Provide at least basic legal rights for couples who live together if they separate
There are currently nearly six million people who live together in the UK without being married or in a civil partnership. Cohabitees are the fastest growing family type in the UK. And yet, in England and Wales, these people have little or no legal protection if they separate.
It is possible to live together with someone for decades and even to have children together and then simply walk away without taking any responsibility for a former partner. This needs to change. Currently, a rapidly growing proportion of the population have limited rights or ability to access support if their relationship breaks down.
Resolution calls for a legal framework of rights and responsibilities when unmarried couples who live together split up, to provide some legal protection and secure fair outcomes at the time of a couple’s separation or on the death of one partner. Other countries, such as Australia and Canada, and closer to home Scotland, recognise these relationships and provide legal protection. The Law Commission has recommended changes in this area.
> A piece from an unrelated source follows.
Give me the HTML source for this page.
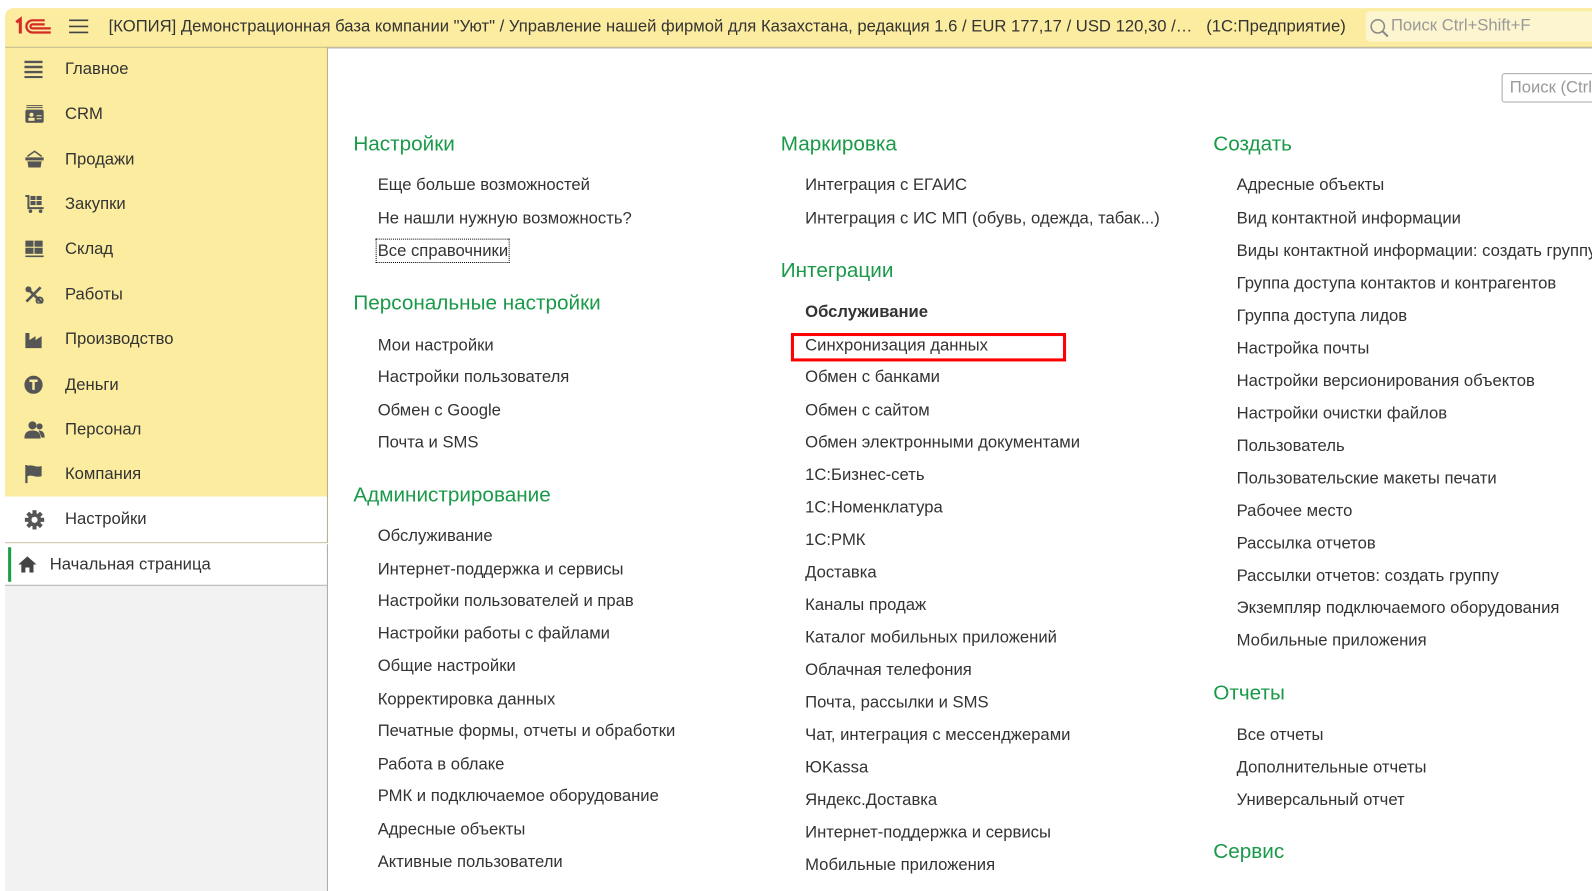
<!DOCTYPE html>
<html><head><meta charset="utf-8"><style>
*{margin:0;padding:0;box-sizing:border-box}
body{width:1592px;height:878px;background:#fff;font-family:"Liberation Sans",Arial,sans-serif;color:#333;overflow:hidden}
#w{position:relative;width:1568px;height:865px;transform:scale(1.0153);transform-origin:0 0}
.hdr{position:absolute;left:5px;top:8px;width:1600px;height:39px;background:#fbec9f;border-bottom:1px solid #a89f6e;border-top-left-radius:8px}
.hdr .t{position:absolute;left:102px;top:9px;font-size:16.4px;color:#333;white-space:nowrap}
.srch{position:absolute;left:1345px;top:11px;width:260px;height:30px;background:#fcf5cf;border-radius:4px;color:#999;font-size:16.4px;padding:5px 0 0 25px}
.side{position:absolute;left:5px;top:47px;width:318px;height:442px;background:#fbec9f;border-right:1px solid #b5ad8a}
.si{position:absolute;left:0;width:318px;height:44px;font-size:16.4px;line-height:44px;padding-left:59px;color:#333}
.si svg{position:absolute;left:19px;top:13px}
.sel{position:absolute;left:5px;top:489px;width:318px;height:46px;background:#fff;border-right:1px solid #b5ad8a;border-bottom:1px solid #c8c0a0;font-size:16.4px;line-height:44px;padding-left:59px}
.home{position:absolute;left:5px;top:536px;width:318px;height:41px;background:#fff;border-right:1px solid #aaa;border-bottom:1px solid #aaa;font-size:16.4px;line-height:40px;padding-left:44px}
.home:before{content:"";position:absolute;left:3px;top:3px;width:3px;height:34px;background:#1c9a44}
.gray{position:absolute;left:5px;top:577px;width:318px;height:301px;background:#f2f2f2;border-right:1px solid #aaa}
.topline{position:absolute;left:323px;top:47px;width:1300px;height:4px;border-top:1px solid #ccc}
.fs{position:absolute;left:1479px;top:72px;width:130px;height:29px;border:1px solid #aaa;border-radius:3px;color:#999;font-size:16.4px;padding:4px 0 0 7px}
.h{position:absolute;font-size:20.4px;color:#1a9a48;line-height:24px;white-space:nowrap}
.i{position:absolute;font-size:16.4px;color:#333;line-height:22px;white-space:nowrap}
</style></head><body><div id="w">
<div class="hdr">
<svg style="position:absolute;left:9px;top:8px" width="40" height="20" viewBox="0 0 40 20"><path d="M2 6l4-3v14" stroke="#d52a26" stroke-width="3" fill="none"/><path d="M30 4H18a6 6 0 0 0 0 12h18M30 8H18a2 2 0 0 0 0 4h18" stroke="#d52a26" stroke-width="2.2" fill="none"/></svg>
<svg style="position:absolute;left:63px;top:10px" width="19" height="16"><path d="M0 2h19M0 8h19M0 14h19" stroke="#444" stroke-width="1.6"/></svg>
<div class="t">[КОПИЯ] Демонстрационная база компании "Уют" / Управление нашей фирмой для Казахстана, редакция 1.6 / EUR 177,17 / USD 120,30 /…&nbsp;&nbsp;&nbsp;(1С:Предприятие)</div>
</div>
<div class="srch"><svg style="position:absolute;left:4px;top:7px" width="20" height="20"><circle cx="8" cy="8" r="6.5" stroke="#888" stroke-width="1.5" fill="none"/><path d="M13 13l5 5" stroke="#888" stroke-width="2"/></svg>Поиск Ctrl+Shift+F</div>
<div class="side">
<div class="si" style="top:-1px"><svg width="18" height="18"><path d="M0 2h18M0 7h18M0 12h18M0 17h18" stroke="#555" stroke-width="2.4"/></svg>Главное</div>
<div class="si" style="top:43px"><svg width="20" height="18"><rect x="1" y="5" width="18" height="13" rx="2" fill="#555"/><path d="M2 1h16M2 3h16" stroke="#555"/><circle cx="7" cy="10" r="2" fill="#fbec9f"/><rect x="4" y="13" width="6" height="3" fill="#fbec9f"/><path d="M12 11h5M12 14h5" stroke="#fbec9f"/></svg>CRM</div>
<div class="si" style="top:88px"><svg width="20" height="18"><path d="M3 6l7-5 7 5" stroke="#555" fill="none" stroke-width="1.5"/><rect x="1" y="7" width="18" height="3" fill="#555"/><path d="M3 11h14l-1 6H4z" fill="#555"/></svg>Продажи</div>
<div class="si" style="top:132px"><svg width="20" height="18"><path d="M1 1h3v12h15" stroke="#555" stroke-width="2" fill="none"/><rect x="6" y="1" width="5" height="4" fill="#555"/><rect x="12" y="1" width="5" height="4" fill="#555"/><rect x="6" y="6" width="5" height="4" fill="#555"/><rect x="12" y="6" width="5" height="4" fill="#555"/><circle cx="6" cy="16" r="1.8" fill="#555"/><circle cx="16" cy="16" r="1.8" fill="#555"/></svg>Закупки</div>
<div class="si" style="top:176px"><svg width="20" height="18"><rect x="1" y="1" width="8" height="6" fill="#555"/><rect x="10" y="1" width="8" height="6" fill="#555"/><rect x="1" y="8" width="8" height="6" fill="#555"/><rect x="10" y="8" width="8" height="6" fill="#555"/><path d="M1 16.5h18" stroke="#555" stroke-width="1.6"/></svg>Склад</div>
<div class="si" style="top:221px"><svg width="20" height="18"><path d="M2 16L16 2M3 3l14 14" stroke="#555" stroke-width="2.6"/><circle cx="4" cy="4" r="3" fill="#555"/><circle cx="15" cy="15" r="3" fill="none" stroke="#555" stroke-width="2"/></svg>Работы</div>
<div class="si" style="top:265px"><svg width="20" height="18"><path d="M1 18V3h4v7l6-4v4l6-4v12z" fill="#555"/></svg>Производство</div>
<div class="si" style="top:310px"><svg width="20" height="18"><circle cx="9" cy="9" r="9" fill="#555"/><path d="M5 5h8M9 5v9" stroke="#fbec9f" stroke-width="2.4"/></svg>Деньги</div>
<div class="si" style="top:354px"><svg width="20" height="18"><circle cx="8" cy="5" r="4" fill="#555"/><path d="M0 18c0-6 3-8 8-8s8 2 8 8z" fill="#555"/><circle cx="15" cy="6" r="3" fill="#555"/><path d="M14 10c4 0 6 2 6 7h-3z" fill="#555"/></svg>Персонал</div>
<div class="si" style="top:398px"><svg width="20" height="18"><path d="M2 0v18" stroke="#555" stroke-width="2.2"/><path d="M3 1c5-2 8 2 14 0v10c-6 2-9-2-14 0z" fill="#555"/></svg>Компания</div>
</div>
<div class="sel"><svg style="position:absolute;left:19px;top:13px" width="20" height="20" viewBox="-10 -10 20 20"><g fill="#555"><circle r="6.5"/><rect x="-2" y="-9.5" width="4" height="19"/><rect x="-2" y="-9.5" width="4" height="19" transform="rotate(45)"/><rect x="-2" y="-9.5" width="4" height="19" transform="rotate(90)"/><rect x="-2" y="-9.5" width="4" height="19" transform="rotate(135)"/></g><circle r="3" fill="#fff"/></svg>Настройки</div>
<div class="home"><svg style="position:absolute;left:13px;top:12px" width="18" height="16"><path d="M9 0L0 8h3v8h4v-5h4v5h4V8h3z" fill="#444"/></svg>Начальная страница</div>
<div class="gray"></div>
<div class="topline"></div>
<div class="fs">Поиск (Ctrl</div>

<div class="h" style="left:348px;top:130px">Настройки</div>
<div class="i" style="left:372px;top:171px">Еще больше возможностей</div>
<div class="i" style="left:372px;top:204px">Не нашли нужную возможность?</div>
<div class="i" style="left:370px;top:235px;border:1px dotted #000;padding:0 1px">Все справочники</div>
<div class="h" style="left:348px;top:287px">Персональные настройки</div>
<div class="i" style="left:372px;top:329px">Мои настройки</div>
<div class="i" style="left:372px;top:360px">Настройки пользователя</div>
<div class="i" style="left:372px;top:393px">Обмен с Google</div>
<div class="i" style="left:372px;top:425px">Почта и SMS</div>
<div class="h" style="left:348px;top:476px">Администрирование</div>
<div class="i" style="left:372px;top:517px">Обслуживание</div>
<div class="i" style="left:372px;top:550px">Интернет-поддержка и сервисы</div>
<div class="i" style="left:372px;top:581px">Настройки пользователей и прав</div>
<div class="i" style="left:372px;top:613px">Настройки работы с файлами</div>
<div class="i" style="left:372px;top:645px">Общие настройки</div>
<div class="i" style="left:372px;top:678px">Корректировка данных</div>
<div class="i" style="left:372px;top:709px">Печатные формы, отчеты и обработки</div>
<div class="i" style="left:372px;top:742px">Работа в облаке</div>
<div class="i" style="left:372px;top:773px">РМК и подключаемое оборудование</div>
<div class="i" style="left:372px;top:806px">Адресные объекты</div>
<div class="i" style="left:372px;top:838px">Активные пользователи</div>

<div class="h" style="left:769px;top:130px">Маркировка</div>
<div class="i" style="left:793px;top:171px">Интеграция с ЕГАИС</div>
<div class="i" style="left:793px;top:204px">Интеграция с ИС МП (обувь, одежда, табак...)</div>
<div class="h" style="left:769px;top:255px">Интеграции</div>
<div class="i" style="left:793px;top:296px;font-weight:bold">Обслуживание</div>
<div style="position:absolute;left:779px;top:328px;width:271px;height:28px;border:3px solid #f00"></div>
<div class="i" style="left:793px;top:329px">Синхронизация данных</div>
<div class="i" style="left:793px;top:360px">Обмен с банками</div>
<div class="i" style="left:793px;top:393px">Обмен с сайтом</div>
<div class="i" style="left:793px;top:425px">Обмен электронными документами</div>
<div class="i" style="left:793px;top:457px">1С:Бизнес-сеть</div>
<div class="i" style="left:793px;top:489px">1С:Номенклатура</div>
<div class="i" style="left:793px;top:521px">1С:РМК</div>
<div class="i" style="left:793px;top:553px">Доставка</div>
<div class="i" style="left:793px;top:585px">Каналы продаж</div>
<div class="i" style="left:793px;top:617px">Каталог мобильных приложений</div>
<div class="i" style="left:793px;top:649px">Облачная телефония</div>
<div class="i" style="left:793px;top:681px">Почта, рассылки и SMS</div>
<div class="i" style="left:793px;top:713px">Чат, интеграция с мессенджерами</div>
<div class="i" style="left:793px;top:745px">ЮKassa</div>
<div class="i" style="left:793px;top:777px">Яндекс.Доставка</div>
<div class="i" style="left:793px;top:809px">Интернет-поддержка и сервисы</div>
<div class="i" style="left:793px;top:841px">Мобильные приложения</div>

<div class="h" style="left:1195px;top:130px">Создать</div>
<div class="i" style="left:1218px;top:171px">Адресные объекты</div>
<div class="i" style="left:1218px;top:204px">Вид контактной информации</div>
<div class="i" style="left:1218px;top:236px">Виды контактной информации: создать группу</div>
<div class="i" style="left:1218px;top:268px">Группа доступа контактов и контрагентов</div>
<div class="i" style="left:1218px;top:300px">Группа доступа лидов</div>
<div class="i" style="left:1218px;top:332px">Настройка почты</div>
<div class="i" style="left:1218px;top:364px">Настройки версионирования объектов</div>
<div class="i" style="left:1218px;top:396px">Настройки очистки файлов</div>
<div class="i" style="left:1218px;top:428px">Пользователь</div>
<div class="i" style="left:1218px;top:460px">Пользовательские макеты печати</div>
<div class="i" style="left:1218px;top:492px">Рабочее место</div>
<div class="i" style="left:1218px;top:524px">Рассылка отчетов</div>
<div class="i" style="left:1218px;top:556px">Рассылки отчетов: создать группу</div>
<div class="i" style="left:1218px;top:588px">Экземпляр подключаемого оборудования</div>
<div class="i" style="left:1218px;top:620px">Мобильные приложения</div>
<div class="h" style="left:1195px;top:671px">Отчеты</div>
<div class="i" style="left:1218px;top:713px">Все отчеты</div>
<div class="i" style="left:1218px;top:745px">Дополнительные отчеты</div>
<div class="i" style="left:1218px;top:777px">Универсальный отчет</div>
<div class="h" style="left:1195px;top:827px">Сервис</div>
</div></body></html>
Resolution proposes that cohabitants meeting eligibility criteria indicating a committed relationship would have a right to apply for certain financial orders if they separate. This right would be automatic unless the couple chooses to ‘opt out’.
The court would be able to make the same types of orders as they do currently on divorce, but on a very different and more limited basis.
Awards might include payments for child care costs to enable a primary carer parent to work.
MPs also support reform, with a 2013 Resolution poll showing more than 57% believe the law needs to be reformed to afford protection to unmarried couples upon separation.